- [Input rows]:
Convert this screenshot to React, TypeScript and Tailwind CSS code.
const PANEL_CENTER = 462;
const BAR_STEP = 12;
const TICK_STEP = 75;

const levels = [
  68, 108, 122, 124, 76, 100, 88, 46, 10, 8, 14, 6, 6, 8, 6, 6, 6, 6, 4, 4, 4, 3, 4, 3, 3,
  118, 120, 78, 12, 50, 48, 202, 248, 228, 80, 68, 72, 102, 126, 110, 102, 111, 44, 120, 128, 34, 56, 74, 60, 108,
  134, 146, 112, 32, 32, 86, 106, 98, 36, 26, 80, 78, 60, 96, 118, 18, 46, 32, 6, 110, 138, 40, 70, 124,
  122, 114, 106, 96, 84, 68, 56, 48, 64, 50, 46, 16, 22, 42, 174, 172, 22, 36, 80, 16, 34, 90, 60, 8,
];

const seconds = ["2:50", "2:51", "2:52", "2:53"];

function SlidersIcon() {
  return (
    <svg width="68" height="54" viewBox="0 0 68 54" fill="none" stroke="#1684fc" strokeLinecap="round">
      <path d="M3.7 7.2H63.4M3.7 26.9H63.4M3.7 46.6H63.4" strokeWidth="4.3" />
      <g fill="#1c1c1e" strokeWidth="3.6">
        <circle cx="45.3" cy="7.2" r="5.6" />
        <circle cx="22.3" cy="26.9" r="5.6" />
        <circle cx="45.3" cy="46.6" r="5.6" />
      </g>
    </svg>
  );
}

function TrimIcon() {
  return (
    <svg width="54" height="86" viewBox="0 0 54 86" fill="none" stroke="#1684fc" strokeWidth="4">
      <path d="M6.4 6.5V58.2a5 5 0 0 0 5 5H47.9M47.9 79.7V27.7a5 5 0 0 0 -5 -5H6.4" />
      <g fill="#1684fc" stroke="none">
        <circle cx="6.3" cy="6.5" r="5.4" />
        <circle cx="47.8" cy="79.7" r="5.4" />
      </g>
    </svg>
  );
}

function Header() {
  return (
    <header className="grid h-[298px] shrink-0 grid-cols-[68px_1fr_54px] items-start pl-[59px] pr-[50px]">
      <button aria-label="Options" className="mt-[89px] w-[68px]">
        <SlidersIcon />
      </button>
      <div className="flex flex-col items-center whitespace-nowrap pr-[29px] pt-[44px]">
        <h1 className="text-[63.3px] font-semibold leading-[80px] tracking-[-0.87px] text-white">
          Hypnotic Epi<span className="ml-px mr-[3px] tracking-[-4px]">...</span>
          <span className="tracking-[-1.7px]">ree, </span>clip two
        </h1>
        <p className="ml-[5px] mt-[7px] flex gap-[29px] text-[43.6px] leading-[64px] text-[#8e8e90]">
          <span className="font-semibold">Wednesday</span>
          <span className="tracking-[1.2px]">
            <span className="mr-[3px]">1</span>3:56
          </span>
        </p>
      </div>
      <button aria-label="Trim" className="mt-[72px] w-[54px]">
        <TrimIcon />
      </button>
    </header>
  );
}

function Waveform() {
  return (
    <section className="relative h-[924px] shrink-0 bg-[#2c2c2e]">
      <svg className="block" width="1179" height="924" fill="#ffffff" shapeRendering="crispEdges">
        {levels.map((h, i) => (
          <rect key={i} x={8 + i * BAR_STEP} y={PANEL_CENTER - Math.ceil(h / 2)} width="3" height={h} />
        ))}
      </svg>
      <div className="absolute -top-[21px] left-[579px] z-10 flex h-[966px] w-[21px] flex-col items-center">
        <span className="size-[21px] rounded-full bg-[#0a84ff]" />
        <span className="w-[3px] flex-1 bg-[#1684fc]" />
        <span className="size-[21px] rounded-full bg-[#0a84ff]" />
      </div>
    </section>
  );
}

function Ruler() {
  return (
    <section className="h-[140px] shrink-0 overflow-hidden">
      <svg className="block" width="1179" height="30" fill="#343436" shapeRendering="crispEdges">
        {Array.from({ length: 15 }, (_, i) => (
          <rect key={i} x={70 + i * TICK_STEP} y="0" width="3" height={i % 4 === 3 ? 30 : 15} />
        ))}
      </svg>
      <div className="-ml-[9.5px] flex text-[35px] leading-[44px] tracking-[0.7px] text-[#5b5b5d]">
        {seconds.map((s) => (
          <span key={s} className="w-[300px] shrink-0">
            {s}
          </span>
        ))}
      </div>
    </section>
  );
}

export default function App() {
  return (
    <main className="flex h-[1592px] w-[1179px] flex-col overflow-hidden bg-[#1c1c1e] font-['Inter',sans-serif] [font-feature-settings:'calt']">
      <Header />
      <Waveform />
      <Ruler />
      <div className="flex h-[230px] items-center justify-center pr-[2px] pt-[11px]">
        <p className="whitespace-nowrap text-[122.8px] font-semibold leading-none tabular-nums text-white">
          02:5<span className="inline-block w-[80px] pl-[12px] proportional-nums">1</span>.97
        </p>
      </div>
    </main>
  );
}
--
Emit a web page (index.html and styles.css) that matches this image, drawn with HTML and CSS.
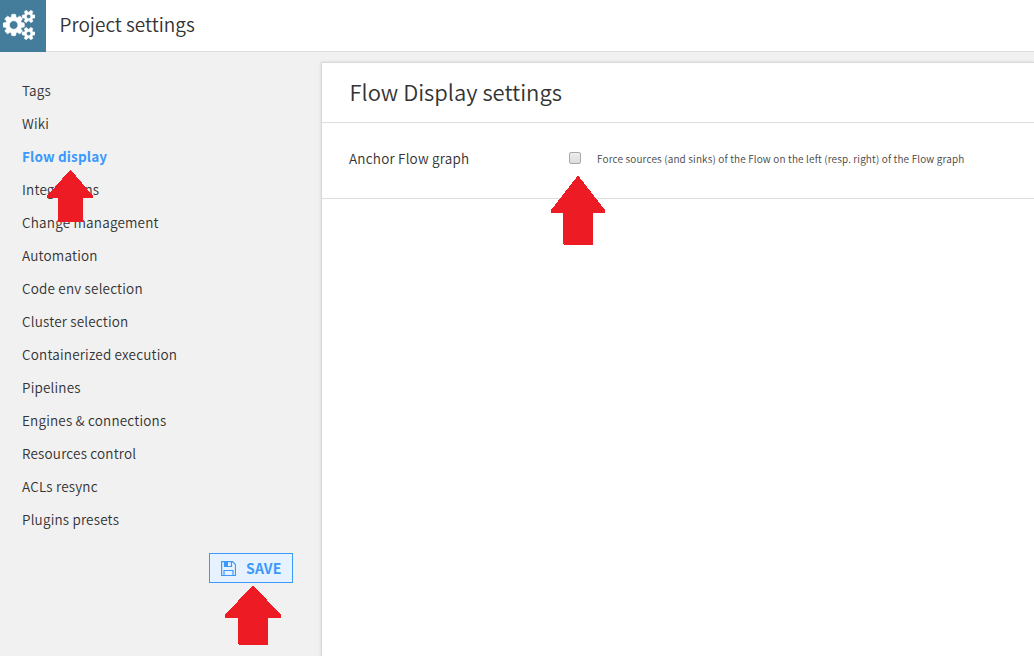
* * *
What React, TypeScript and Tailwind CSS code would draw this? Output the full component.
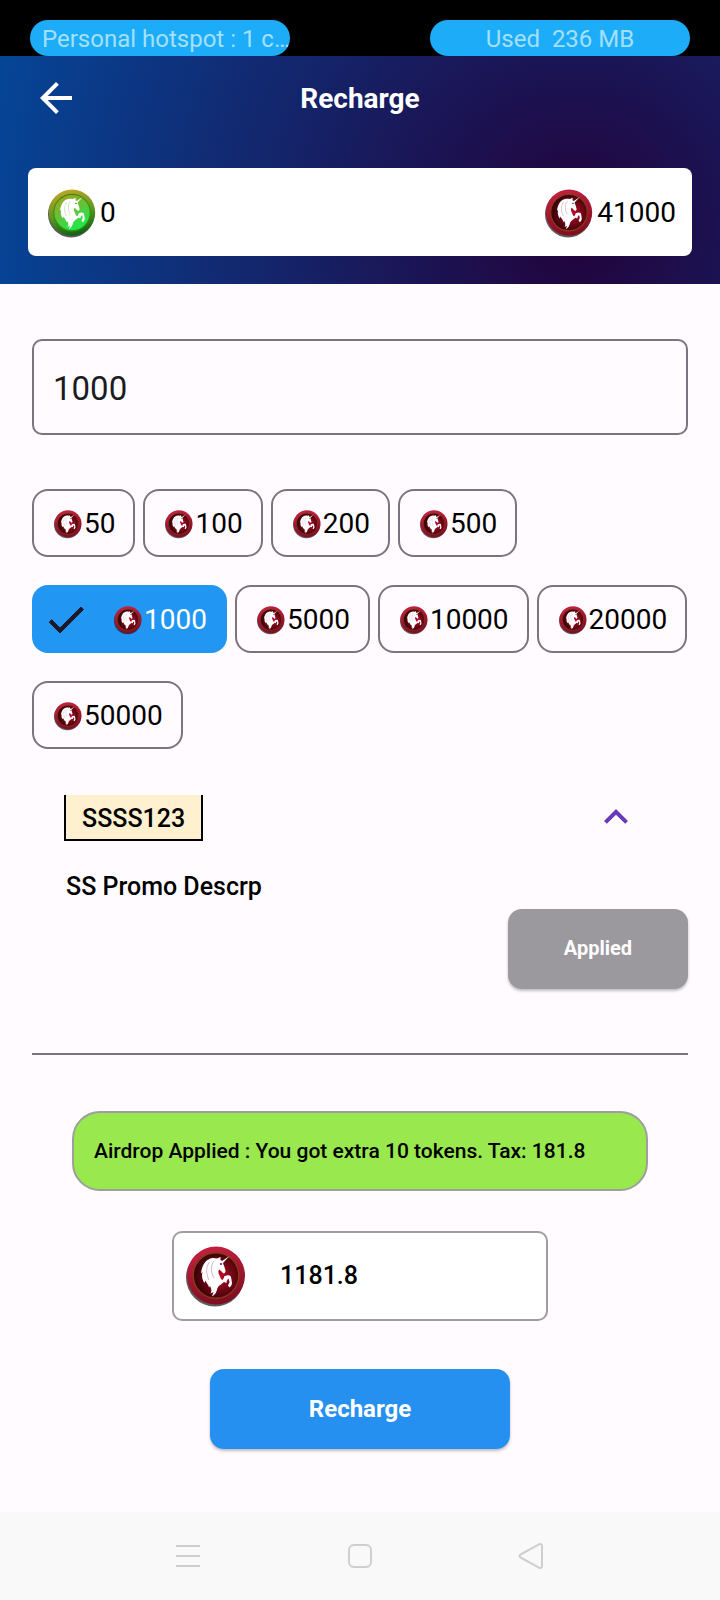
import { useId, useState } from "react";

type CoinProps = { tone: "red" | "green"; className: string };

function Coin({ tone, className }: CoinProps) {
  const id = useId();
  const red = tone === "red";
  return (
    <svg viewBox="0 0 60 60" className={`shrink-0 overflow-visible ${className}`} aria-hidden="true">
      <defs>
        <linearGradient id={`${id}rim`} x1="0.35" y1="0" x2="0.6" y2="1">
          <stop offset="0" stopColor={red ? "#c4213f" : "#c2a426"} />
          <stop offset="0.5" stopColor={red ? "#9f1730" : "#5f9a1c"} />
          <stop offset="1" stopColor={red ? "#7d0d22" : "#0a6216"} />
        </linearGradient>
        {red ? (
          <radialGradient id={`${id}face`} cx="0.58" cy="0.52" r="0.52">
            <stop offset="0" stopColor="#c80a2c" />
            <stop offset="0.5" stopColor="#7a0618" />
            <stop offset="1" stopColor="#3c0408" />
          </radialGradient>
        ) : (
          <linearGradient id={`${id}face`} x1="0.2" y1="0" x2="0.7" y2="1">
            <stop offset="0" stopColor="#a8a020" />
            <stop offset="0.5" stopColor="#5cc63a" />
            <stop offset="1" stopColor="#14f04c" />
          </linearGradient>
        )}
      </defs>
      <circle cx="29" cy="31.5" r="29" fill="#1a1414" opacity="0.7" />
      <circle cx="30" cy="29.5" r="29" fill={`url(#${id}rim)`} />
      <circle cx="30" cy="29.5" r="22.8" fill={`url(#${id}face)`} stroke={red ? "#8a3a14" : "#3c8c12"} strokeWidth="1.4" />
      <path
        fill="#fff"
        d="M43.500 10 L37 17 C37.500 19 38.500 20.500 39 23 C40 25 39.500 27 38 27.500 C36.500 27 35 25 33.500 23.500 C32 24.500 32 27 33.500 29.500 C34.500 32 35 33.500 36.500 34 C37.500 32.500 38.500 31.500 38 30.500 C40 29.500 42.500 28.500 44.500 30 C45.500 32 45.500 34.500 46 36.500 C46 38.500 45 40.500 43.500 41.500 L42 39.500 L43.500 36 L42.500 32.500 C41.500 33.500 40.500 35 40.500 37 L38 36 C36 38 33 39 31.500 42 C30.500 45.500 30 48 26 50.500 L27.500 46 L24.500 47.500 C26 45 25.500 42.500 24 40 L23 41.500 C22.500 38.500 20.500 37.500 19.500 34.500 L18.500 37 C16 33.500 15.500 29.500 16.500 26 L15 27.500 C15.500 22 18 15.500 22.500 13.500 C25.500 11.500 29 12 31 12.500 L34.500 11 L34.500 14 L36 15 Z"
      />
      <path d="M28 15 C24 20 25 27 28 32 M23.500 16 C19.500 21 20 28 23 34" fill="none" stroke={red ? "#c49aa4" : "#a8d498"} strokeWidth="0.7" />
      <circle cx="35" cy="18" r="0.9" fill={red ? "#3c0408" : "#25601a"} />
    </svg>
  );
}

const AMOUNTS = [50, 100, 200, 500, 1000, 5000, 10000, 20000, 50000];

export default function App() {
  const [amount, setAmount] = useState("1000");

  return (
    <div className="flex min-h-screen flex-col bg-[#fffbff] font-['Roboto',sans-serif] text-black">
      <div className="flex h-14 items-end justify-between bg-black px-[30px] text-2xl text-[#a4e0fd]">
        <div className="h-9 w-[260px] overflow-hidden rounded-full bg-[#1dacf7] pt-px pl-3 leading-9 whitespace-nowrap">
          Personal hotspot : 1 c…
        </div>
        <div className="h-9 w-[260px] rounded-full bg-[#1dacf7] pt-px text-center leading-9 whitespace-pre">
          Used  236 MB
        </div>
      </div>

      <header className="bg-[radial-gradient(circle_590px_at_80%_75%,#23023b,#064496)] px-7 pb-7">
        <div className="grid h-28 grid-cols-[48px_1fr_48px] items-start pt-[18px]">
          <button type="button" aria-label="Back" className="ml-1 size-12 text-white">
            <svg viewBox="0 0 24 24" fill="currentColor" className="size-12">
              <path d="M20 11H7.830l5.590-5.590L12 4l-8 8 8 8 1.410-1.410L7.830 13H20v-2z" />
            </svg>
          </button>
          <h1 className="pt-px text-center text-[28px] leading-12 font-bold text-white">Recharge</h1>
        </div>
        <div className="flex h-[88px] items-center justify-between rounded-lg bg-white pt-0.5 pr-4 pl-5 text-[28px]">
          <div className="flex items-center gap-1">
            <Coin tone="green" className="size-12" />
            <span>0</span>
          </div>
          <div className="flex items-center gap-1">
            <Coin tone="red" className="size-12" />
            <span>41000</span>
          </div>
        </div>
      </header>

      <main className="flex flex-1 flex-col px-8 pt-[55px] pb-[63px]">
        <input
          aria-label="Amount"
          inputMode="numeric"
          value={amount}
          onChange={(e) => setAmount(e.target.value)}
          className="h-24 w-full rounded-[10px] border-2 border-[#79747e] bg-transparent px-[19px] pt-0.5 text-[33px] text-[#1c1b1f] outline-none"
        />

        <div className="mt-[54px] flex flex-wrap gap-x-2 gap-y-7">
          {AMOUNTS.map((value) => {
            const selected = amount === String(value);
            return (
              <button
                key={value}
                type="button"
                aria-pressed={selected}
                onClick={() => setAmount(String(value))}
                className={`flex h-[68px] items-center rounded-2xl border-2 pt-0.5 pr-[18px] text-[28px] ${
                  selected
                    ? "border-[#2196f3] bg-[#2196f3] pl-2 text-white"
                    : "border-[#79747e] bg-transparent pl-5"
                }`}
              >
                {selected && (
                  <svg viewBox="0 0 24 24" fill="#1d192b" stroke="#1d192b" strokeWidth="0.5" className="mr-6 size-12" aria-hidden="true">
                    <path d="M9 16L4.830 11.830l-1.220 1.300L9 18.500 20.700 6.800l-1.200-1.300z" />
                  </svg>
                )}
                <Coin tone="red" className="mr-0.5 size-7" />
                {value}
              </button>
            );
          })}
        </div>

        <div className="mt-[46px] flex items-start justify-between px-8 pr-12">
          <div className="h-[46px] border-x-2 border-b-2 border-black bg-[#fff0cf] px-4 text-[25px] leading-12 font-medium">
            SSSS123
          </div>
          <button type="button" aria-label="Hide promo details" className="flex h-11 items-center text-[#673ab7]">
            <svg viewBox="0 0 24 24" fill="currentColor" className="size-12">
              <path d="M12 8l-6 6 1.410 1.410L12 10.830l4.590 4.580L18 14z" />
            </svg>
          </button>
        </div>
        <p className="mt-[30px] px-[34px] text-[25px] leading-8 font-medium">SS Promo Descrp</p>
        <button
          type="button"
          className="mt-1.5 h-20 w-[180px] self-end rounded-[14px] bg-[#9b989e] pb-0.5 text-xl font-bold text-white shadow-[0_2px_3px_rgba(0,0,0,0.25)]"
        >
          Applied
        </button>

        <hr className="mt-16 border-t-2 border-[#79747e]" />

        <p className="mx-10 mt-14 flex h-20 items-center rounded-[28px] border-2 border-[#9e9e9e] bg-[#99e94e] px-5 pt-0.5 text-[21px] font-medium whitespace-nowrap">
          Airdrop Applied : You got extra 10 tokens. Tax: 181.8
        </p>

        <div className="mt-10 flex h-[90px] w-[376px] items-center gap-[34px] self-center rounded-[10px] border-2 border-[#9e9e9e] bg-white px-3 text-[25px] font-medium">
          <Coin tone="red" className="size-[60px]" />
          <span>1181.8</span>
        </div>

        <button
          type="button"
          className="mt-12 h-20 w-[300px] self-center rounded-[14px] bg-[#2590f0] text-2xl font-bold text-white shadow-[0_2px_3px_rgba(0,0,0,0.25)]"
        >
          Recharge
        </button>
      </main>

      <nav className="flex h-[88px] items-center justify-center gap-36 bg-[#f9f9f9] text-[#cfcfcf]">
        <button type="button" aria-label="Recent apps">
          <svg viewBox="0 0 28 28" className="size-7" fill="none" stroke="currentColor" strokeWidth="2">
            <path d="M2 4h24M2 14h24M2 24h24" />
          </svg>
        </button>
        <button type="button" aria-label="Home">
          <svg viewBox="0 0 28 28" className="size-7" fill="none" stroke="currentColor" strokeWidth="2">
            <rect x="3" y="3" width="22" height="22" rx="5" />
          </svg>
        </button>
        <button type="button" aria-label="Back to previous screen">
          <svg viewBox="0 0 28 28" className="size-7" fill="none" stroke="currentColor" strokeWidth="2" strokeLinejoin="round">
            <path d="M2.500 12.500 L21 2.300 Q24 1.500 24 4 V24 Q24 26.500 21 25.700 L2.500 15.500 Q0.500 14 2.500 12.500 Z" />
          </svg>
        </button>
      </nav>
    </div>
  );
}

- [Goal]: Search the listing for the string "this". Copy each line where it turns up.

- [Solution]:
Convert this screenshot to React, TypeScript and Tailwind CSS code.
Emit a web page (index.html and styles.css) that matches this image, drawn with HTML and CSS.
What React, TypeScript and Tailwind CSS code would draw this? Output the full component.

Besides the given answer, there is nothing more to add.